Use case: Does Google Trends search volume for "inflation" predict CPI changes 4 weeks later?
- Upload
google_trends_inflation.csvas Dataset A - Upload
cpi_monthly.csvas Dataset B - Set max lag to 12 in the sidebar
- The app finds lag = +4 with r = 0.72, p < 0.001
- Result: search volume leads CPI by 4 weeks
streamlit>=1.32.0
pandas>=2.0.0
scipy>=1.11.0
statsmodels>=0.14.0
plotly>=5.18.0
numpy>=1.26.0
openpyxl>=3.1.0
Python 3.10 or higher recommended.
The app is deployed on Streamlit Community Cloud (free tier).
To deploy your own fork:
- Push the repo to GitHub (must be public for the free tier)
- Go to share.streamlit.io
- Connect your GitHub account
- Select the repo, branch
main, fileapp.py - Click Deploy — live in about 2 minutes
No server configuration needed. Streamlit Cloud detects every push to main and redeploys automatically.
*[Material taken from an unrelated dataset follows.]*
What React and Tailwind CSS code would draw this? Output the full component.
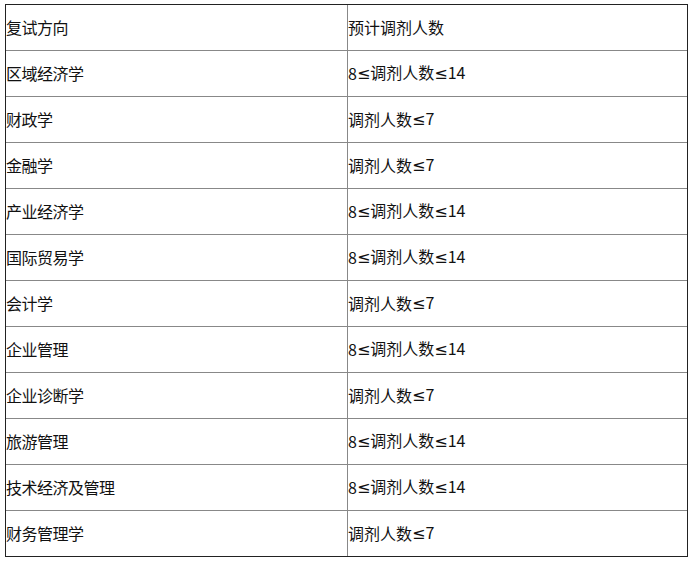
const rows = [
  ['复试方向', '预计调剂人数'],
  ['区域经济学', '8≤调剂人数≤14'],
  ['财政学', '调剂人数≤7'],
  ['金融学', '调剂人数≤7'],
  ['产业经济学', '8≤调剂人数≤14'],
  ['国际贸易学', '8≤调剂人数≤14'],
  ['会计学', '调剂人数≤7'],
  ['企业管理', '8≤调剂人数≤14'],
  ['企业诊断学', '调剂人数≤7'],
  ['旅游管理', '8≤调剂人数≤14'],
  ['技术经济及管理', '8≤调剂人数≤14'],
  ['财务管理学', '调剂人数≤7'],
];

// the ≤ sign in the screenshot is the wide one with a flat lower bar
const withLe = (s) =>
  s.split('≤').map((part, i) => (
    <span key={i}>
      {i > 0 && <span className="font-['DejaVu_Sans']">≤</span>}
      {part}
    </span>
  ));

export default function App() {
  return (
    <div className="w-[695px] h-[562px] bg-white pt-[4px] pl-[5px]" style={{ fontFamily: '"Noto Sans CJK SC", sans-serif' }}>
      <div className="w-[683px] border border-[#222]">
        {rows.map((r, i) => (
          <div key={i} className={`flex ${i > 0 ? 'border-t border-[#888]' : ''}`}>
            <div className="w-[342px] h-[45px] border-r border-[#888] flex items-center pb-[2px] text-[16px] text-[#111] tracking-[-0.5px]">
              {r[0]}
            </div>
            <div className="flex-1 h-[45px] flex items-center pb-[2px] text-[16px] text-[#111]">
              {withLe(r[1])}
            </div>
          </div>
        ))}
      </div>
    </div>
  );
}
- Results with p > 0.05 are flagged as non-significant and should be interpreted with caution
- Series shorter than 20 data points may produce unreliable ADF results
- Spurious correlations are possible when both series share a common external trend — always interpret results in context
- Max lag is internally capped at N/4 (25% of series length) to avoid unreliable estimates at extreme lags
MIT License. Free to use , fork , and modify.